Self-custody of Bitcoin means holding private keys to addresses you control. No one can claim legal title to those addresses by scanning the public blockchain, however creative the property-law theory. A public blockchain address is not lost in any geographic sense. The ledger is the ownership record. The private key is the title document. Noah Doe has not found anything. He has searched a public database and filed a lawsuit. Whether a New York court agrees that these are different things is what July 14 will answer.
What to Watch
Watch the July 14, 2026 hearing at New York County courthouse.

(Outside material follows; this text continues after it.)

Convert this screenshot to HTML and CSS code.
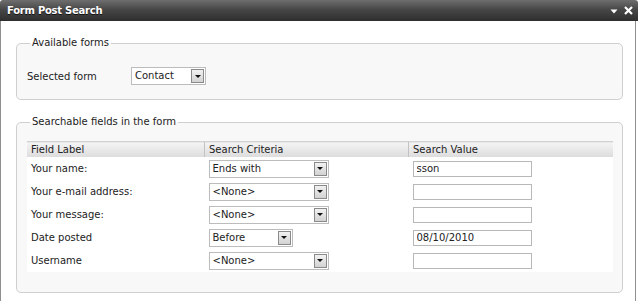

The critical legal question is whether Judge King will accept Cohen's argument that Article 7-B of the Personal Property Law cannot apply to public blockchain addresses, which would effectively end the case. If the court rules that Article 7-B is facially applicable and sets a path toward discovery, the case enters a much longer phase. Whether Noah Doe's attorneys can identify and describe the specific security vulnerability they claim prevents the 39,069 wallet owners from accessing funds is pivotal, because the entire abandonment theory depends on that factual claim holding. Any movement of additional named-defendant-wallet addresses on-chain before July 14 would matter, because each movement undermines the abandonment premise and strengthens the dormancy-by-choice argument. The broader Bitcoin community's legal response is the next thing to track: the case is now in a posture where amicus filings carry weight, and additional technical experts testifying about how Bitcoin private key ownership works could affect the court's foundational understanding of the property theory. And watch whether this case influences the BIP-361 debate about network-level freezing of quantum-vulnerable addresses, because both proceedings share the same underlying question: what does dormancy mean for Bitcoin ownership, and who decides when the answer is no?